An Entire function with growth estimate implies $f(z) = \sin{z}$ Saw this one from an old exam and have been having trouble trying to crack it.
Suppose $f(z)$ is an entire function satisfying $f'(0)=1$, $f(k\pi)=0$ for every integer $k$, and $|f(x+iy)| \leq e^{|y|}$ for $x,\, y \in \mathbb{R}$. Show that $f(z) = \sin{(z)}$.
As with similiar problems involving growth estimates and entire functions, my initial idea was to exploit a function like $g(z) = \dfrac{f(z)}{e^{|y|}}$, however I almost feel like its a better idea attacking the coefficients of $f's$ series expansion. Any ideas would be helpful.
 A: My initial idea would be to exploit a function like
$$ g(z) = \frac{f(z)}{\sin z}.$$
What is nice about $g(z)$ is that it is holomorphic, and it is holomorphic everywhere. It is true that $1 / \sin z$ has poles at $z = k\pi$ for $k \in \mathbb N$, but these poles are cancelled out by the zeroes of $f(z)$ in the numerator.
Our ultimate goal is to prove that $g(z) = 1$. Having established that $g(z)$ is holomorphic, we can try to show that $g(z) = 1$ using familiar theorems about holomorphic functions such as the maximum modulus principle and Liouville's theorem.
First, let us obtain a bound on $|g(x + iy)|$. Assuming I did my algebra correctly, we have an inequality:
$$|g(x + iy)| \leq \frac{e^{|y|}}{|\sin(x + iy)|}=\frac{\sqrt{2}e^{|y|}}{\sqrt{\cosh 2y - \cos 2x}}$$
Notice that this inequality is not uniformly useful! For example, at $x + iy = 0$, the expression on the right-hand side is infinite, so the inequality tells us nothing useful at $x + iy = 0$. However, there are some special contours within the complex plane where the expression on the RHS is very useful for bounding $|g(x + iy)|$, and also easy to analyse:


*

*On vertical lines of the form $x = (N + \frac 1 2) \pi$ where $N \in \mathbb N$, the $\cos 2x$ term vanishes. It is easy to see that the expression on the RHS is bounded by $2$.
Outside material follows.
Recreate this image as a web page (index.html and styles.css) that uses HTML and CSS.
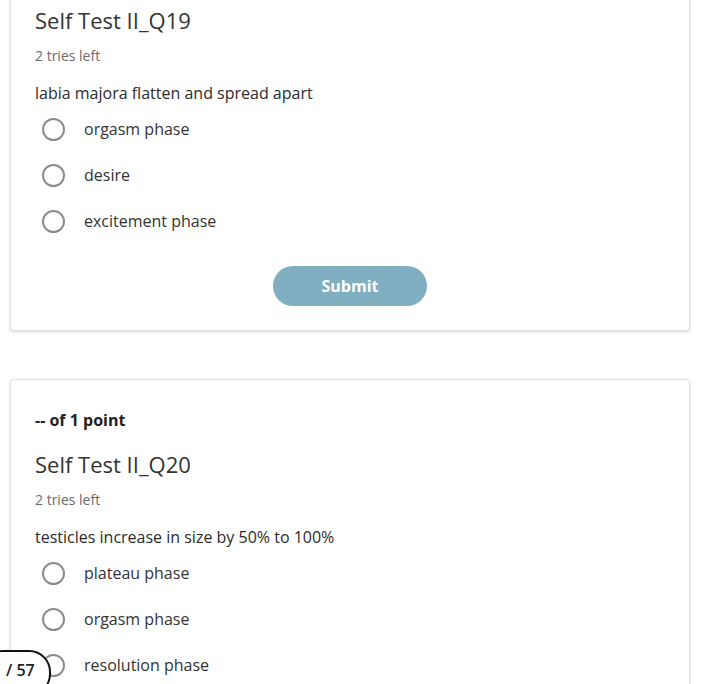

*On horizontal lines of the form $y = M$ where $|M| \gg 0$, we can approximate $\cosh 2y$ by $e^{2|y|}$. The expression on the RHS is bounded by $2 / \sqrt{1 - 2e^{-2|M|}}$, which tends to $2$ as $M \to \infty$.


The maximum modulus theorem allows us to use our knowledge about $|g(x + iy)|$ on these special contours to bound $|g(x + iy)|$ in other places. Let us define the rectangular domain
$$D_{N, M} =\{x + iy \in \mathbb C \ : -(N+\tfrac 1 2)\pi \leq x \leq (N + \tfrac 1 2)\pi, \ -M \leq y \leq M \},$$ for arbitrary $ N \in \mathbb Z,$ $M \gg 0.$ Using our above observations about the behaviour of $|g(x + iy)|$ on the boundary of this rectangular domain, the maximum modulus principle tells us that
$$ z \in D_{N,M} \implies |g(z)| \leq \frac{2}{\sqrt{1 - 2 e^{-2M}}} \ .$$
And since any $z \in \mathbb C$ is contained in $D_{N,M}$ for sufficiently large $N$ and $M$, we have
$$ z \in \mathbb C \implies |g(z)| \leq 2 \ .$$
Having shown that $|g(z)| \leq 2$, Liouville tells us that $g(z)$ is constant, i.e. that $f(z) = C \sin z$ for some $C \in \mathbb C$. We can fix the value of $C$ to be $1$ using the fact that $f'(0) = 1$, and this completes the proof.